Unlike most diehard fans, I personally think the Glyn Johns Get Back album mixes aren't the most flattering to the group. They are interesting, for sure--the off-the-cuff moments like the jam of "Rocker" and brief, tongue-in-cheek rendition of "Save The Last Dance For Me" really do offer a taste of the nature of these sessions, and the extended "Dig It" is excellent--but anyone that's heard it knows that it also contains a terrible version of "I've Got A Feeling" that breaks down half-way through the song! (it's actually the same one that appears on the Anthology 3 CD). Can you imagine THAT version being the only one ever released? Despite trying to get back to a "live" and basic sound, there's no way that the Beatles would have ever truly allowed a sloppy piece of work to be released to the general public.

The thing that LIBN accomplishes, for all intents and purposes, is it takes the best of the songs recorded during that tumultous time (the ones that the Beatles themselves chose as the ones to perform "live" at the rooftop concert and the "studio" concert the following day) and presents them as close as possible to the way all four Beatles would have wanted them presented to the world.

Sorry for the rambling comment, but I love your blog, and the Get Back/Let It Be phase of the group has always been a favorite of mine! :)

Anonymous said...

As a first generation fan, when Let It Be was first released it was truly a disappointment.

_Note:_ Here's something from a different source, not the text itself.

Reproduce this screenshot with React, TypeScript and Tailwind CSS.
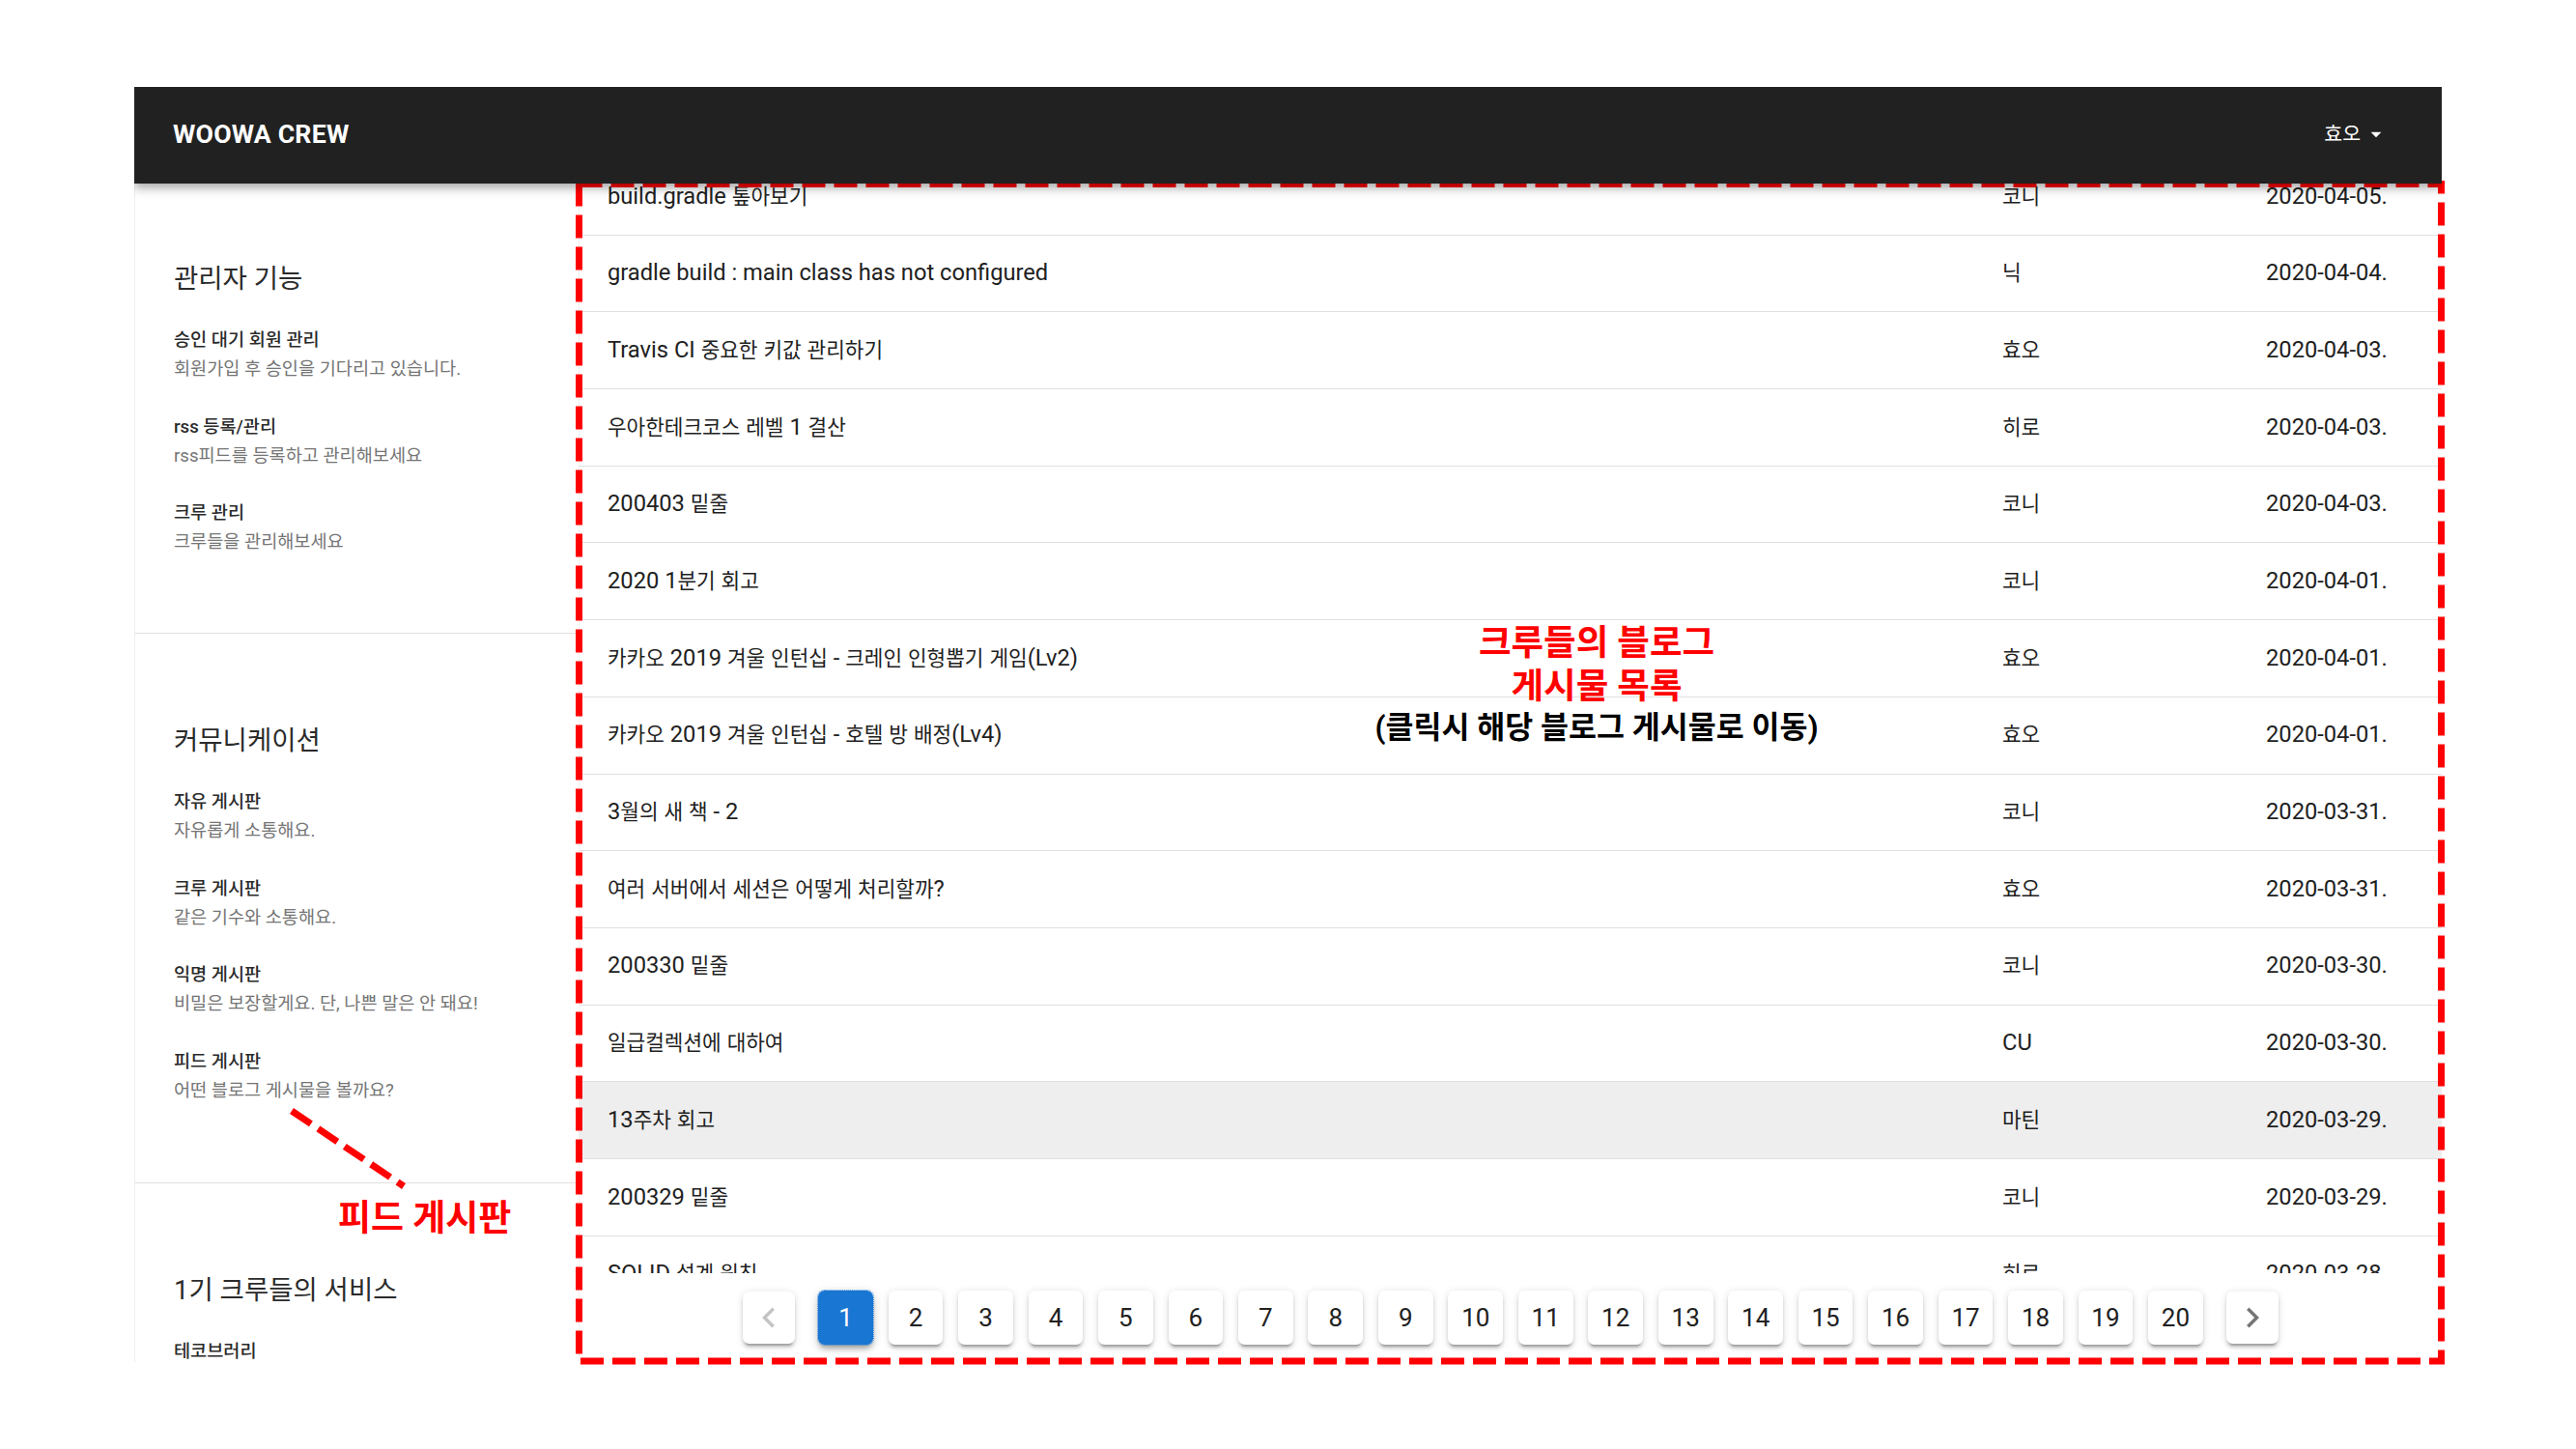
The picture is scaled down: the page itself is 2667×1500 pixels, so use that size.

It was a rather depressing time for Beatle fans and for me that feeling stuck with me in regard to Let It Be. Over the years (and decades) I hardly ever reached for it when wanting a Beatle LP to enjoy. But I love Let It Be Naked. Now Let It Be is one of my favorites and once it's in my CD player I usually have repeated listenings. The songs on Let It Be are truly excellent and the new remaster and track list finally make the album a winner. From now on I'll only listen to Let It Be Naked when I want to hear that group of songs.